In our district we have been fortunate to pass a tech referendum and this has provided equal technology to all the kids--especially in Special ed. We have a lot of kids who require assistive tech. I am not a Special ed teacher but doesn't PL 94-142 require equal distribution and least restrictive environment? That seem like something I would take to my union rep.

You are correct which makes this a even more sad situation. It can easily be said that the students with disabilities who are included in the general education classrooms do receive the same level of technology as their non-disabled peers. However, for those students, who are not able to be included because their disability is such that they need a different curriculum, are most often the ones who would benefit the most from the same level of technology as their non-disabled peers but are the ones who are cut out of the budget for that technology when those types of decisions have to be made. There is only so much money, who should get the technology?
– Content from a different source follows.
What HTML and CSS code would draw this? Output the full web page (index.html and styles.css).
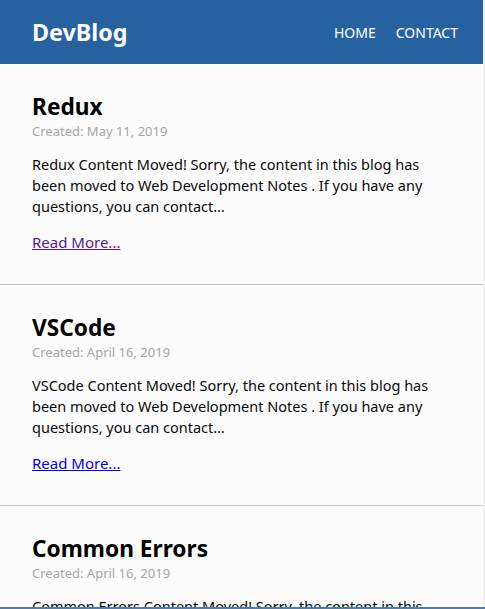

Fortunately, since posting this (2014) there has been great improvement. It took a lot of advocating, protesting, and pushing on our part but we were finally able to get what we needed for our students. But we shouldn't have had to go through all that. Our students are same age peers in the same grade level and should be included automatically whether they are in the general ed classroom or not. But it doesn't happen that way. I am no longer with that district however I am seeing that special education still takes a backseat or even a cellar level of recognition when it comes to providing for all students when the money is tight. Even with the Federal money set aside for special ed, it is difficult to get what is needed.